CCA is designed to let state members set their
agenda and attack issues that are of great importance to the
conservation of our coastal resources. Through the local banquet
fund-raising process, CCA members fuel their conservation agenda and
ultimately improve the condition of local marine resources and expand
fishing opportunities in their state. Each CCA state has autonomy and
relies on its volunteers to make the process work.
And the process does work. In this issue of
TIDE, Chris Christian writes about the return of monster red drum to the
northeast coast of Florida, thanks in part to a net ban that CCA Florida
fought to establish in 1992. Spanish mackerel are considered a
conservation success story, and an article by David Brown introduces
anglers to the joys of targeting this scrappy fighter. In the Chesapeake
Bay, CCA Virginia has fought a running battle to keep commercial nets
away from the Bay Bridge Tunnel. Charlie Coates’ examination of this
man-made fishing mecca proves that the fight is well worth the effort.
Many new members are motivated to join CCA to
support local causes like these, so why should a CCA member in New
Hampshire care about what’s going on in CCA Georgia? Why does CCA
Louisiana need CCA Maryland? The answer is simple: Many of the most
critical fisheries issues facing CCA today are national, or at least
regional, in scope.
The threat of Marine Protected Areas is just
one example of an issue that unites all recreational anglers, from Maine
to Texas. Responding to this threat of unfair exclusion, CCA and the
American Sportfishing Association worked with congressional leaders to
draft The Freedom to Fish Act, now pending before Congress. Regardless
of size or location, every CCA state will need to work together to
prevent regulations that arbitrarily prohibit recreational fishing
unless it can be scientifically determined that recreational fishermen
are the cause of a specific conservation problem and traditional
conservation measures are inadequate to remedy the situation. CCA Texas
may have almost 50,000 members, but it still has access to only two
Senators. Together, CCA states can take this case to 30 Senators, or
more.
Cooperation among CCA states is one of the
only reasons the Atlantic States Marine Fisheries Commission (ASMFC) was
able to work a miracle with the striped bass fishery and turn a
management disaster into one of the great conservation stories of all
time. More recently, ASMFC also declared the beleaguered and
much-debated summer flounder fishery well on the way to recovery.
Neither of these significant accomplishments happened overnight, and no
one state acting alone would be capable of achieving these results.

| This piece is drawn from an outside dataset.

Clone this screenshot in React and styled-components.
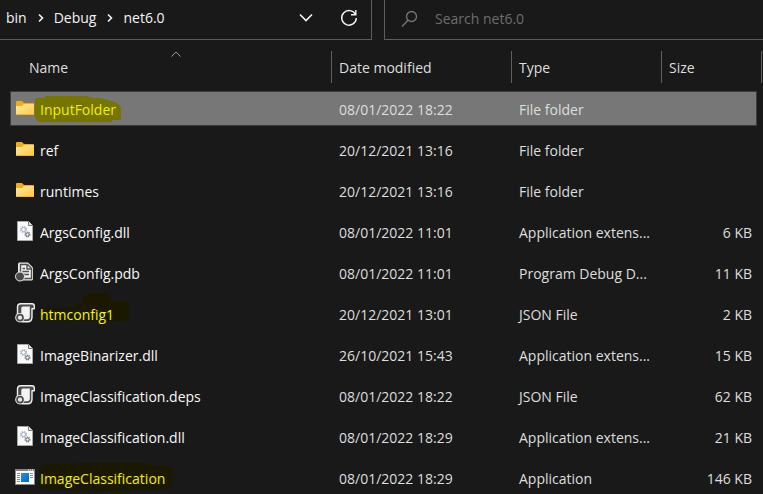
import React from "react";
import styled, { createGlobalStyle, css } from "styled-components";

const GlobalStyle = createGlobalStyle`
  * { box-sizing: border-box; }
  body {
    margin: 0;
    background: #191919;
    color: #dedede;
    font: 14px/20px "Open Sans", "Noto Sans", sans-serif;
    overflow: hidden;
  }
  button, input { font: inherit; color: inherit; }
`;

const columns = "minmax(0, 1fr) 180px 150px 101px";

const Explorer = styled.main`
  background: #191919;
`;

const Toolbar = styled.header`
  display: flex;
  gap: 12px;
  height: 40px;
`;

const AddressBar = styled.nav`
  flex: 0 1 372px;
  display: flex;
  align-items: center;
  padding: 0 10px 4px 6px;
  border: solid #5c5c5c;
  border-width: 0 1px 1px 0;
  color: #f4f4f4;
`;

const Crumbs = styled.ol`
  flex: 1;
  display: flex;
  align-items: center;
  margin: 0;
  padding: 0;
  list-style: none;
`;

const Crumb = styled.li`
  display: flex;
  align-items: center;

  & > svg { margin: 0 8px 0 9px; }
`;

const PlainButton = styled.button`
  display: flex;
  align-items: center;
  justify-content: center;
  padding: 0;
  border: 0;
  background: none;
`;

const IconButton = styled(PlainButton)`
  width: 24px;
  height: 24px;
  margin-left: ${(p) => (p.$spaced ? "19px" : "0")};
`;

const SearchBox = styled.label`
  flex: 1;
  min-width: 0;
  display: flex;
  align-items: center;
  gap: 16px;
  padding: 0 8px 2px 16px;
  border: solid #5c5c5c;
  border-width: 0 0 1px 1px;
  color: #777;
`;

const SearchInput = styled.input`
  flex: 1;
  min-width: 0;
  padding: 0;
  border: 0;
  outline: 0;
  background: none;

  &::placeholder { color: #6d6d6d; opacity: 1; }
`;

const FileTable = styled.table`
  display: block;
`;

const TableHead = styled.thead`
  display: block;
  padding: 11px 1px 8px 0;
`;

const HeadRow = styled.tr`
  display: grid;
  grid-template-columns: ${columns};
`;

const HeadCell = styled.th`
  position: relative;
  height: 32px;
  padding: 0 0 0 ${(p) => (p.$first ? "29px" : "7px")};
  border: solid #5f5f5f;
  border-width: 0 ${(p) => (p.$last ? "1px" : "0")} 0 ${(p) => (p.$first ? "0" : "1px")};
  font-weight: 400;
  text-align: left;
`;

const HeadButton = styled(PlainButton)`
  width: 100%;
  height: 100%;
  justify-content: flex-start;
  padding-top: 1px;
`;

const SortMark = styled.svg`
  position: absolute;
  top: 0;
  right: 150px;
`;

const TableBody = styled.tbody`
  display: grid;
  gap: 6px;
  padding: 0 6px 0 10px;
`;

const Row = styled.tr`
  display: grid;
  grid-template-columns: minmax(0, 1fr) 180px 150px 95px;
  height: 35px;
  border: 1px solid transparent;
  ${(p) =>
    p.$selected &&
    css`
      background: #777;
      border-color: #3c3c3c;
    `}
`;

const Cell = styled.td`
  padding: 8px 8px 0 8px;
  overflow: hidden;
  white-space: nowrap;
  text-overflow: ellipsis;
`;

const SizeCell = styled(Cell)`
  padding: 8px 4px 0 0;
  text-align: right;
`;

const NameCell = styled.td`
  display: flex;
  align-items: flex-start;
  gap: 5px;
  padding: 6px 0 0 4px;

  & > svg { flex: none; }
`;

const FileName = styled.span`
  position: relative;
  padding-top: 2px;
  white-space: nowrap;
  color: ${(p) => p.$color || "#f8f8f8"};
`;

const Marker = styled.svg`
  position: absolute;
  left: -5px;
  top: -14px;
`;

const Label = styled.span`
  position: relative;
`;

function FolderIcon() {
  return (
    <svg width="20" height="20" viewBox="0 0 20 20" aria-hidden="true">
      <defs>
        <linearGradient id="folder" x1="0" y1="0" x2="1" y2="1">
          <stop offset="0" stopColor="#ffe9a6" />
          <stop offset="1" stopColor="#ffc937" />
        </linearGradient>
      </defs>
      <path d="M1 4q0-1 1-1h5l2 2h9q1 0 1 1v10H1z" fill="#f5ab12" />
      <path d="M1 8h6l2-2h10v10q0 1-1 1H2q-1 0-1-1z" fill="url(#folder)" />
      <path d="M1 16.5h18" stroke="#edb438" />
    </svg>
  );
}

function DllIcon() {
  return (
    <svg width="20" height="20" viewBox="0 0 20 20" aria-hidden="true">
      <path d="M2.5.5h11l4 4v15h-15z" fill="#fafafa" stroke="#a9a9a9" />
      <path d="M13.5.5v4h4" fill="#e5e5e5" stroke="#777" />
      <circle cx="8.5" cy="8.5" r="2.8" fill="none" stroke="#b3bdc7" strokeWidth="1.6" strokeDasharray="1.5 .7" />
      <circle cx="8.5" cy="8.5" r="2" fill="none" stroke="#a8b3bf" />
      <circle cx="12.5" cy="13.5" r="2.3" fill="none" stroke="#7a8590" strokeWidth="1.4" strokeDasharray="1.1 .7" />
      <circle cx="12.5" cy="13.5" r="1.6" fill="none" stroke="#66727e" />
    </svg>
  );
}

function PdbIcon() {
  return (
    <svg width="20" height="20" viewBox="0 0 20 20" aria-hidden="true">
      <path d="M4 .5h9l5 5v12l-1 1H4l-1-2v-15z" fill="#e9e9e9" />
      <path d="M5.5 2.5h7l4 4v10h-11z" fill="#f1f1f1" stroke="#505050" strokeWidth="1.4" />
      <path d="M12 2.5V7h4.5M7.5 6.5H10M7.5 9.5H14M9 12.5h5" fill="none" stroke="#505050" strokeWidth="1.4" />
      <circle cx="5" cy="14.5" r="4.5" fill="#4a4a4a" stroke="#e6e6e6" />
    </svg>
  );
}

function ScriptIcon() {
  return (
    <svg width="20" height="20" viewBox="0 0 20 20" aria-hidden="true">
      <path
        d="M2.5 12V4q0-3.200 3.200-3.200H17q2.300 0 2.300 2.500v2.500H17V14q0 4.800-4.500 4.800H7z"
        fill="#4d4d4d"
        stroke="#f0f0f0"
        strokeWidth="1.400"
        strokeLinejoin="round"
      />
      <path d="M6.300 11V5q0-1.600 1.500-1.600h7V13q0 3.200-2.800 3.200H9.500z" fill="#f3f3f3" />
      <circle cx="5" cy="14.700" r="4.800" fill="#f0f0f0" />
      <circle cx="5" cy="14.700" r="3" fill="#e9e9e9" stroke="#4d4d4d" strokeWidth="1.700" />
    </svg>
  );
}

function ExeIcon() {
  return (
    <svg width="20" height="20" viewBox="0 0 20 20" aria-hidden="true">
      <defs>
        <linearGradient id="screen" x1="0" y1="0" x2="1" y2="1">
          <stop offset="0" stopColor="#2494e4" />
          <stop offset="1" stopColor="#006ac0" />
        </linearGradient>
      </defs>
      <path d="M.5 2.500h19v15H.5z" fill="#fafafa" stroke="#898989" />
      <path d="M0 2h20v2H0z" fill="#858585" />
      <path d="M13 3h1m1 0h1m1 0h1" stroke="#fff" />
      <path d="M2 6.500h3m-3 2h3m-3 2h3m-3 2h3m-3 2h3M15 6.500h3m-3 2h3m-3 2h3" stroke="#8c8c8c" />
      <path d="M6 6h8v9H6z" fill="url(#screen)" />
    </svg>
  );
}

const icons = { folder: FolderIcon, dll: DllIcon, pdb: PdbIcon, script: ScriptIcon, exe: ExeIcon };

const marks = {
  folder: {
    text: "#f2ee00",
    fill: "#757500",
    path: "M0 17q0-3 3-3h7v-2h42l6 2h7l15 4q6 3 6 7v9q0 2-2 2h-7v2H3l-3-5z",
  },
  config: {
    text: "#f5f500",
    fill: "#1a1900",
    path: "M2 19h16l20-1 9-4 2-7 8-3h16l3 3v5h15q3 0 3 3v14q0 3-4 3H54L4 31z",
  },
  app: {
    text: "#f3ef00",
    fill: "#1a1900",
    path: "M4 16l4-4 18-1 28-1h54l15 3h12q2 1 2 4v15l-3 4-46 1-17 2H62l-22-2H10l-5-3z",
  },
};

const files = [
  { icon: "folder", name: "InputFolder", date: "08/01/2022 18:22", type: "File folder", mark: "folder", selected: true },
  { icon: "folder", name: "ref", date: "20/12/2021 13:16", type: "File folder" },
  { icon: "folder", name: "runtimes", date: "20/12/2021 13:16", type: "File folder" },
  { icon: "dll", name: "ArgsConfig.dll", date: "08/01/2022 11:01", type: "Application extens...", size: "6 KB" },
  { icon: "pdb", name: "ArgsConfig.pdb", date: "08/01/2022 11:01", type: "Program Debug D...", size: "11 KB" },
  { icon: "script", name: "htmconfig1", date: "20/12/2021 13:01", type: "JSON File", size: "2 KB", mark: "config" },
  { icon: "dll", name: "ImageBinarizer.dll", date: "26/10/2021 15:43", type: "Application extens...", size: "15 KB" },
  { icon: "script", name: "ImageClassification.deps", date: "08/01/2022 18:22", type: "JSON File", size: "62 KB" },
  { icon: "dll", name: "ImageClassification.dll", date: "08/01/2022 18:29", type: "Application extens...", size: "21 KB" },
  { icon: "exe", name: "ImageClassification", date: "08/01/2022 18:29", type: "Application", size: "146 KB", mark: "app" },
];

const crumbs = ["bin", "Debug", "net6.0"];

function FileRow({ file }) {
  const Icon = icons[file.icon];
  const mark = marks[file.mark];
  return (
    <Row $selected={file.selected} aria-selected={!!file.selected}>
      <NameCell>
        <Icon />
        <FileName $color={mark?.text}>
          {mark && (
            <Marker width="140" height="44" aria-hidden="true">
              <path d={mark.path} fill={mark.fill} />
            </Marker>
          )}
          <Label>{file.name}</Label>
        </FileName>
      </NameCell>
      <Cell>{file.date}</Cell>
      <Cell>{file.type}</Cell>
      <SizeCell>{file.size}</SizeCell>
    </Row>
  );
}

export default function App() {
  return (
    <Explorer>
      <GlobalStyle />
      <Toolbar>
        <AddressBar aria-label="Address">
          <Crumbs>
            {crumbs.map((name, i) => (
              <Crumb key={name}>
                {i > 0 && (
                  <svg width="10" height="10" fill="none" stroke="currentColor" strokeWidth="1.600" aria-hidden="true">
                    <path d="M3 1.500L6.500 5 3 8.500" />
                  </svg>
                )}
                <PlainButton>{name}</PlainButton>
              </Crumb>
            ))}
          </Crumbs>
          <IconButton aria-label="Previous locations">
            <svg width="14" height="10" fill="none" stroke="currentColor" strokeWidth="1.600">
              <path d="M1 1.500l6 6 6-6" />
            </svg>
          </IconButton>
          <IconButton $spaced aria-label="Refresh">
            <svg width="18" height="18" fill="none" stroke="currentColor" strokeWidth="1.400">
              <path d="M15.500 5.500A7.300 7.300 0 1 0 16.300 9M15.800 1v4.800H11" />
            </svg>
          </IconButton>
        </AddressBar>
        <SearchBox>
          <svg width="18" height="18" fill="none" stroke="currentColor" strokeWidth="1.300" aria-hidden="true">
            <circle cx="10.500" cy="6.500" r="5" />
            <path d="M7 10.200L1 16.500" />
          </svg>
          <SearchInput type="search" aria-label="Search net6.0" placeholder="Search net6.0" />
        </SearchBox>
      </Toolbar>
      <FileTable>
        <TableHead>
          <HeadRow>
            <HeadCell $first aria-sort="ascending">
              <HeadButton>Name</HeadButton>
              <SortMark width="10" height="7" fill="none" stroke="#9a9a9a" aria-hidden="true">
                <path d="M.5 5.500L5 1l4.500 4.500" />
              </SortMark>
            </HeadCell>
            <HeadCell><HeadButton>Date modified</HeadButton></HeadCell>
            <HeadCell><HeadButton>Type</HeadButton></HeadCell>
            <HeadCell $last><HeadButton>Size</HeadButton></HeadCell>
          </HeadRow>
        </TableHead>
        <TableBody>
          {files.map((file) => (
            <FileRow key={file.name} file={file} />
          ))}
        </TableBody>
      </FileTable>
    </Explorer>
  );
}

CCA’s Atlantic States Fisheries Director Dick Brame has a short article
further outlining the value of the ASMFC in this issue’s TIDE Bits
section.
The reality of fisheries management is that it
is an ongoing, complex process. It involves three Cabinet level
Departments – Commerce, Interior and Agriculture - as well as the
National Marine Fisheries Service, eight regional fishery management
councils, the ASMFC and countless state, interstate and federal
agencies. The trap that many conservationists and environmentalists fall
into is the belief that a silver bullet will fix all the issues in one
fell swoop. That bullet doesn’t exist. Bringing together diverse
perspectives, merging resources and focusing steady pressure on
regulatory agencies at all levels of government ultimately achieves
results. That is the CCA way. United in conservation.